TASK OBJECTIVE
Find each line holding "file" and copy it out.
=======
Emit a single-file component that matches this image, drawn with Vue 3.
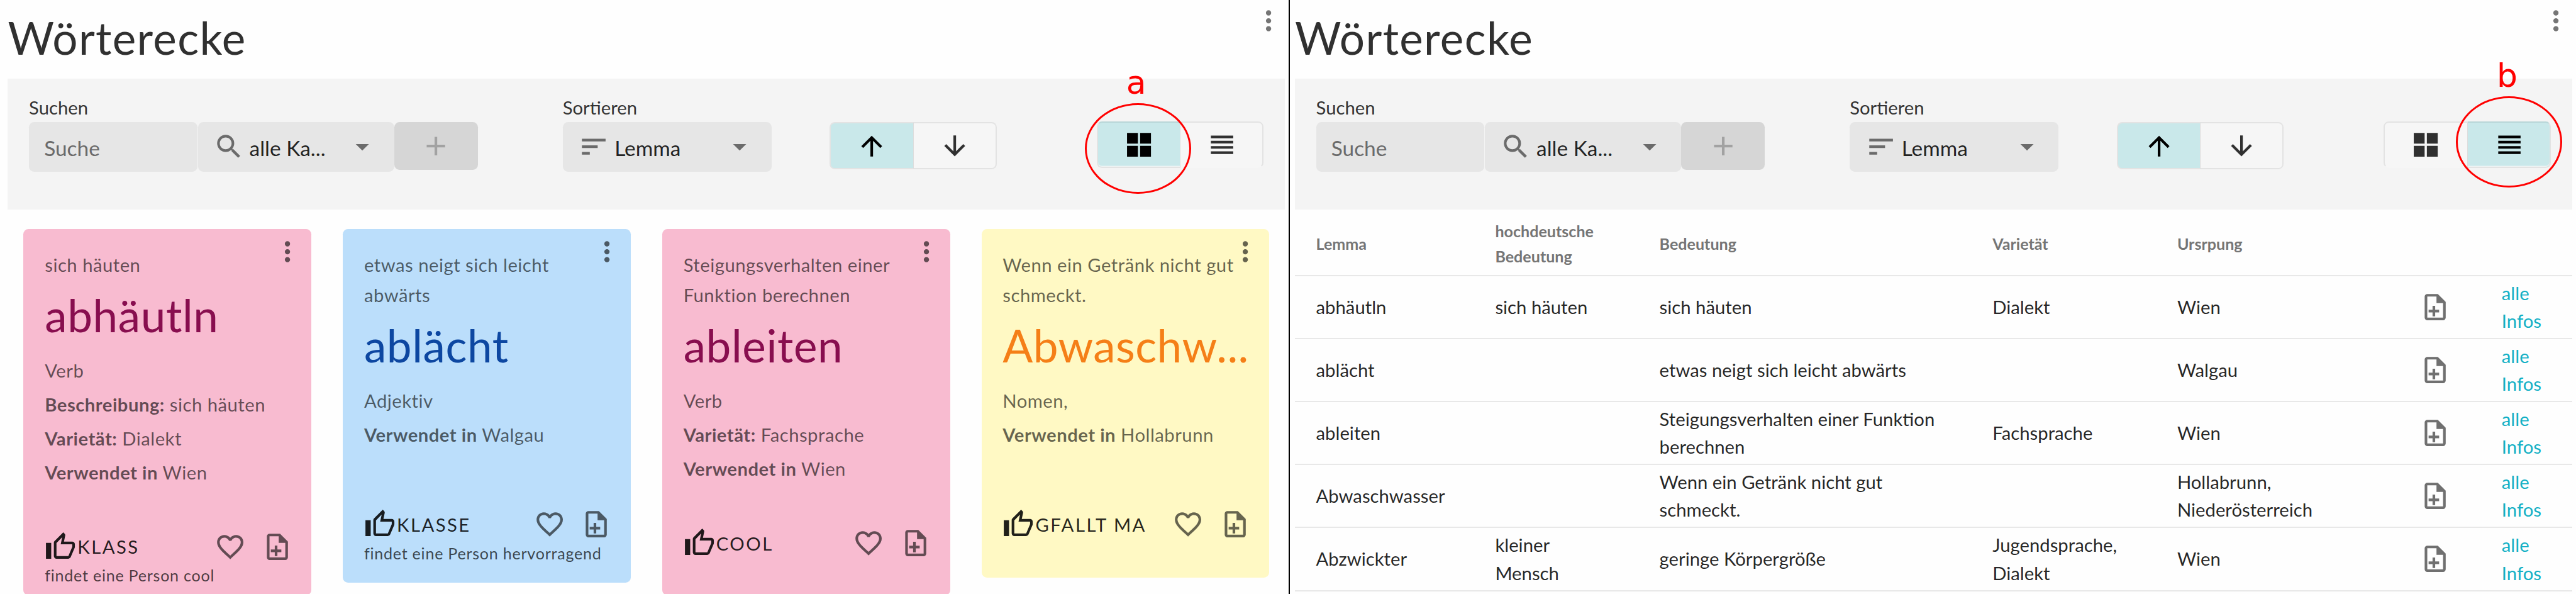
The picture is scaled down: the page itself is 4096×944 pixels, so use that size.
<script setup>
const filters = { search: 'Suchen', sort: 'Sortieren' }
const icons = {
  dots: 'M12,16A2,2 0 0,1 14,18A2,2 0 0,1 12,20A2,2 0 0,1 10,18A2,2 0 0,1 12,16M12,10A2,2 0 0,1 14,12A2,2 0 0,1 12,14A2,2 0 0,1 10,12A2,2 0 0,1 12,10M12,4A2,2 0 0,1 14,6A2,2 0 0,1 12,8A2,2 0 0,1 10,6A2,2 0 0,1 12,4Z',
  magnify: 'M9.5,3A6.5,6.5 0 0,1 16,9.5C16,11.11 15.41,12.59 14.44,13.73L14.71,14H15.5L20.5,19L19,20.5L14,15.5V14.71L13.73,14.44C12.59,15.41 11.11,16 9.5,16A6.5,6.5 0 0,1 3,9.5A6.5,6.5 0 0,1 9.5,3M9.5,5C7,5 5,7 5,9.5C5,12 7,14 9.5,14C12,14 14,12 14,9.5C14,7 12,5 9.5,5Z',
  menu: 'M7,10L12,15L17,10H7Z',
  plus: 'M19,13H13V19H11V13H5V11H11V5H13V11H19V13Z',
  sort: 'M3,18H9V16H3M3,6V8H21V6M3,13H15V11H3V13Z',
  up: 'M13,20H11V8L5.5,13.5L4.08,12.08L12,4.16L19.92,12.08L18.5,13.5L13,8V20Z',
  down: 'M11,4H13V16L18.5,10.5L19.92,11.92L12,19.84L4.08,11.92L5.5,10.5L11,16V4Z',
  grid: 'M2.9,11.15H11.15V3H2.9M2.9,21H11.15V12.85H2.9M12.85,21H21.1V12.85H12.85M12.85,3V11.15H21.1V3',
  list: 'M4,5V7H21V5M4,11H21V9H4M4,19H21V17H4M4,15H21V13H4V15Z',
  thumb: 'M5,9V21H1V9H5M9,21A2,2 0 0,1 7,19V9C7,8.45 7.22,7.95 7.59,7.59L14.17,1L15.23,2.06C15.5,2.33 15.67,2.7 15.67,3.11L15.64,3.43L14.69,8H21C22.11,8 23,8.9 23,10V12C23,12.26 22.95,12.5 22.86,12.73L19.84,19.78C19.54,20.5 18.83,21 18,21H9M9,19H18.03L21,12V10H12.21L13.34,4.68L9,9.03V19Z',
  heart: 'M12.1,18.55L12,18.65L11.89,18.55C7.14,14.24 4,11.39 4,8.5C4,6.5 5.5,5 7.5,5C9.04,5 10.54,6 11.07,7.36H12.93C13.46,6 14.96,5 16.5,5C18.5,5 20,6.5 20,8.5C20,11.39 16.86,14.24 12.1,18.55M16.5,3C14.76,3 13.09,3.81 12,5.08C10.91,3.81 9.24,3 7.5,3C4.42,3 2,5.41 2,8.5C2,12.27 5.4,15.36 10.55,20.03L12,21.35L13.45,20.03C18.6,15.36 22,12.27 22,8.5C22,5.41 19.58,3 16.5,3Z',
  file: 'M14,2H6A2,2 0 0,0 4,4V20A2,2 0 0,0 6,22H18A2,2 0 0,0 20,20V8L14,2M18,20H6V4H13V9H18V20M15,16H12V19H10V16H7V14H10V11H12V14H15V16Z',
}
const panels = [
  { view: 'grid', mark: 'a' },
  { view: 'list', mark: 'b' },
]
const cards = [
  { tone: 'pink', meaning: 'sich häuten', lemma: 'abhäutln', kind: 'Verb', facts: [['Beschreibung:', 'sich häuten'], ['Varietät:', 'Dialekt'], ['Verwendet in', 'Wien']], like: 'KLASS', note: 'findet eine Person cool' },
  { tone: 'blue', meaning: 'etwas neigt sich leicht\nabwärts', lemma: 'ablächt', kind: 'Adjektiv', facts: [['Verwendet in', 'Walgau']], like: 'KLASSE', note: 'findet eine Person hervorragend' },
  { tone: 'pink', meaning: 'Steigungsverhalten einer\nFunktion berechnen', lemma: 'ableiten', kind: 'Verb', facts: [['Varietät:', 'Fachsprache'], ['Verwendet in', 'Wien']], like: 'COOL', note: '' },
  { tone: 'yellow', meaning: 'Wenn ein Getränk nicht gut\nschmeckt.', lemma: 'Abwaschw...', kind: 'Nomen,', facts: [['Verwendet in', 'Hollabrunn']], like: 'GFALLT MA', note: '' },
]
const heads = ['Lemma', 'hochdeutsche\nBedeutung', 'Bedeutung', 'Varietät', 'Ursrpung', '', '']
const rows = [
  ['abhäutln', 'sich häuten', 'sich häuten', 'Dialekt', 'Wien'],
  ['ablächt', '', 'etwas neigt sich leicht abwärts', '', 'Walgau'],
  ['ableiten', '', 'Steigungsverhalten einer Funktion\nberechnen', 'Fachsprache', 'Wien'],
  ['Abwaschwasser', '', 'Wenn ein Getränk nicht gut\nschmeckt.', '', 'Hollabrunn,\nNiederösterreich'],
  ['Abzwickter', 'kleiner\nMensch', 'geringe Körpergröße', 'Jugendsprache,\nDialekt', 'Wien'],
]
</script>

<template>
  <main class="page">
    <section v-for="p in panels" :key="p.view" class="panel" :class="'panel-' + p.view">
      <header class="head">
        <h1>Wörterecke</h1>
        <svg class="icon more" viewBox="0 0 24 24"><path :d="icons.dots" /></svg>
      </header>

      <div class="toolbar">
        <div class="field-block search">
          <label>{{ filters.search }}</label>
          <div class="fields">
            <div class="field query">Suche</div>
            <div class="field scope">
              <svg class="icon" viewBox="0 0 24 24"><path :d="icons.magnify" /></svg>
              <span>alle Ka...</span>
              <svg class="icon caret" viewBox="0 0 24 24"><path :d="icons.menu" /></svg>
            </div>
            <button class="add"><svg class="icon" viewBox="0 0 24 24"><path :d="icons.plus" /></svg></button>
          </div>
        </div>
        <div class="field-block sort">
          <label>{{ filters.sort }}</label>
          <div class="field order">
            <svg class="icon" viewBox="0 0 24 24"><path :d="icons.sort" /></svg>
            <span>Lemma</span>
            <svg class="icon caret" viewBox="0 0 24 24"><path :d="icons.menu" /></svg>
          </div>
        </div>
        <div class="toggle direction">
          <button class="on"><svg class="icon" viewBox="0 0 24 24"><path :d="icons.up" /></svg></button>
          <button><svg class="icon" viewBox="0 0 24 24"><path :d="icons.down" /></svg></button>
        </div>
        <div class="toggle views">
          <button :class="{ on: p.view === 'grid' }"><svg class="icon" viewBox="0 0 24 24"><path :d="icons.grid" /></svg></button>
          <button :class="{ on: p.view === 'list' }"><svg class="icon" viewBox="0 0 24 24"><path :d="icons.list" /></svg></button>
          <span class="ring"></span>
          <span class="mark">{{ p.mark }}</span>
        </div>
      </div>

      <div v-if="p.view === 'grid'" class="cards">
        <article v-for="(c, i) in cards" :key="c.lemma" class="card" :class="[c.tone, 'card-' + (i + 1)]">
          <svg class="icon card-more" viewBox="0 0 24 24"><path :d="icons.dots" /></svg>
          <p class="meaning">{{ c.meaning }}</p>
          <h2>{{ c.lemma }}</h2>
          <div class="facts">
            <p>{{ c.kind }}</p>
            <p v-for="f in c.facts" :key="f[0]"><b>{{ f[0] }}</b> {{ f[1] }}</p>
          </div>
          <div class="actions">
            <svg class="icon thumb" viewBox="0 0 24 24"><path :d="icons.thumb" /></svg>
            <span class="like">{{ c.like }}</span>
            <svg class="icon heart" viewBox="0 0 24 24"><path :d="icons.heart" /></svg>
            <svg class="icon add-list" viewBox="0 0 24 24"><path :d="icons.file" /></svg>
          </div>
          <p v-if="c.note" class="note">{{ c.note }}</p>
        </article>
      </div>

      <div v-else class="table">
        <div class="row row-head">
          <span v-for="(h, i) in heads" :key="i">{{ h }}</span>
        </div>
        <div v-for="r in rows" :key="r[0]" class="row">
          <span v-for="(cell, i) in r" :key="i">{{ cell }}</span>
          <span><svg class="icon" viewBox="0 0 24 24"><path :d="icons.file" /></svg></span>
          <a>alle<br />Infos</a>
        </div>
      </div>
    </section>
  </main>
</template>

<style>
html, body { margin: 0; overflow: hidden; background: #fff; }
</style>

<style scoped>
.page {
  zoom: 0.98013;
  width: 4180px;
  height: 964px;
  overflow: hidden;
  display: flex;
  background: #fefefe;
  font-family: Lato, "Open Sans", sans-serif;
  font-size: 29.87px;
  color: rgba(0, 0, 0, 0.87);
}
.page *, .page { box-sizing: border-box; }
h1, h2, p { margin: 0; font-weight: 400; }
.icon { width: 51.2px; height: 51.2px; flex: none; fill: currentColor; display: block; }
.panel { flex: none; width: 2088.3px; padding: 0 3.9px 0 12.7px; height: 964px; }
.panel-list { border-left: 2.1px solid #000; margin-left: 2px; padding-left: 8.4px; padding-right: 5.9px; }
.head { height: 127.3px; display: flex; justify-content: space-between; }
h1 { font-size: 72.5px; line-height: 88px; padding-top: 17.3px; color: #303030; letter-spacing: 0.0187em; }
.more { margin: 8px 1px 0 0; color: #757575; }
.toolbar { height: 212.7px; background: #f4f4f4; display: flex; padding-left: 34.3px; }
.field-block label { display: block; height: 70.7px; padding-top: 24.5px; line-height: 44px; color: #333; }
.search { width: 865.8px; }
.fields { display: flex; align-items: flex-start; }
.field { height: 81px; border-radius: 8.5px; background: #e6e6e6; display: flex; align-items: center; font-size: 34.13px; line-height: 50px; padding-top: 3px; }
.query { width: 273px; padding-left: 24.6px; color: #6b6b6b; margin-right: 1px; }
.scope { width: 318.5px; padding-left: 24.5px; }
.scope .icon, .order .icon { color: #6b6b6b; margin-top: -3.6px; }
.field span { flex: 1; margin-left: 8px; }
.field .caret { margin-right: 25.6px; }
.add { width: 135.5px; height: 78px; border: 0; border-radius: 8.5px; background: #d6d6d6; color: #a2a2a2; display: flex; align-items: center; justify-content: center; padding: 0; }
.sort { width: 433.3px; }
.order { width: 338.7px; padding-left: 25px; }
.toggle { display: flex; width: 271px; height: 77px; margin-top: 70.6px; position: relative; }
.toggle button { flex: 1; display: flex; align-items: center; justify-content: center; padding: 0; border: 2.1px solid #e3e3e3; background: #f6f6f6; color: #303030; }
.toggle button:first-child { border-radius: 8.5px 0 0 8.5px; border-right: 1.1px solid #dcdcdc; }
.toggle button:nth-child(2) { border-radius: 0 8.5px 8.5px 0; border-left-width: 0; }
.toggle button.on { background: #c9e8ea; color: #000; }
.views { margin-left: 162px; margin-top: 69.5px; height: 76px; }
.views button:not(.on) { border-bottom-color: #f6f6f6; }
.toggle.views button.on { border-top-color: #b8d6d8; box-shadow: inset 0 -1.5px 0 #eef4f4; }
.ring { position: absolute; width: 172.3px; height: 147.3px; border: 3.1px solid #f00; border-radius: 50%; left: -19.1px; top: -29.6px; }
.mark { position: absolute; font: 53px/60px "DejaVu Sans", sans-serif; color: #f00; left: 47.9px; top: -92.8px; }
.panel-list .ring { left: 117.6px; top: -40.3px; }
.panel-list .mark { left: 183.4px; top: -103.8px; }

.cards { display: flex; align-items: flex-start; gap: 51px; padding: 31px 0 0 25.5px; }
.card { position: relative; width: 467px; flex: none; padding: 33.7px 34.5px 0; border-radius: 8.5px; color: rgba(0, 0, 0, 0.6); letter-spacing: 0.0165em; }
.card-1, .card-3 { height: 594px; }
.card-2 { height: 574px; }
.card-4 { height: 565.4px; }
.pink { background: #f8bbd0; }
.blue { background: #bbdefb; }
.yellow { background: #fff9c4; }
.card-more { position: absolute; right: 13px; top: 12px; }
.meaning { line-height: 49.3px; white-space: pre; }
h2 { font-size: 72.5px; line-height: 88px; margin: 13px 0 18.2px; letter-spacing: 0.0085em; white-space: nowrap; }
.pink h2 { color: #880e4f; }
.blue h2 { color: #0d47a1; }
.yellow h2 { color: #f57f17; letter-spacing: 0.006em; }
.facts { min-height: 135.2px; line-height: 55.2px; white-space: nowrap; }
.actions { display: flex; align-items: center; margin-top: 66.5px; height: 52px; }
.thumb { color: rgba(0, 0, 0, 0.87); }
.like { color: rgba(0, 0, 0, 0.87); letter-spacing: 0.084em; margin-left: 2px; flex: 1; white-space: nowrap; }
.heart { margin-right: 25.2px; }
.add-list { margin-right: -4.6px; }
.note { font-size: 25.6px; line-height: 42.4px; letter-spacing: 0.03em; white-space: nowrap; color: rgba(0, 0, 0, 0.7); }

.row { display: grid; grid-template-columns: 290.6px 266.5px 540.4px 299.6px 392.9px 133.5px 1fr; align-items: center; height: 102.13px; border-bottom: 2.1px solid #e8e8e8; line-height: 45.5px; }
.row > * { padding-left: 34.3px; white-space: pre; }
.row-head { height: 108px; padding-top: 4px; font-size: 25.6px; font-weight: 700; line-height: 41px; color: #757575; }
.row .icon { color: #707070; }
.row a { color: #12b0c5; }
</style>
=======
COMPLETE OUTPUT
Emit a single-file component that matches this image, drawn with Vue 3.
  file: 'M14,2H6A2,2 0 0,0 4,4V20A2,2 0 0,0 6,22H18A2,2 0 0,0 20,20V8L14,2M18,20H6V4H13V9H18V20M15,16H12V19H10V16H7V14H10V11H12V14H15V16Z',
            <svg class="icon add-list" viewBox="0 0 24 24"><path :d="icons.file" /></svg>
          <span><svg class="icon" viewBox="0 0 24 24"><path :d="icons.file" /></svg></span>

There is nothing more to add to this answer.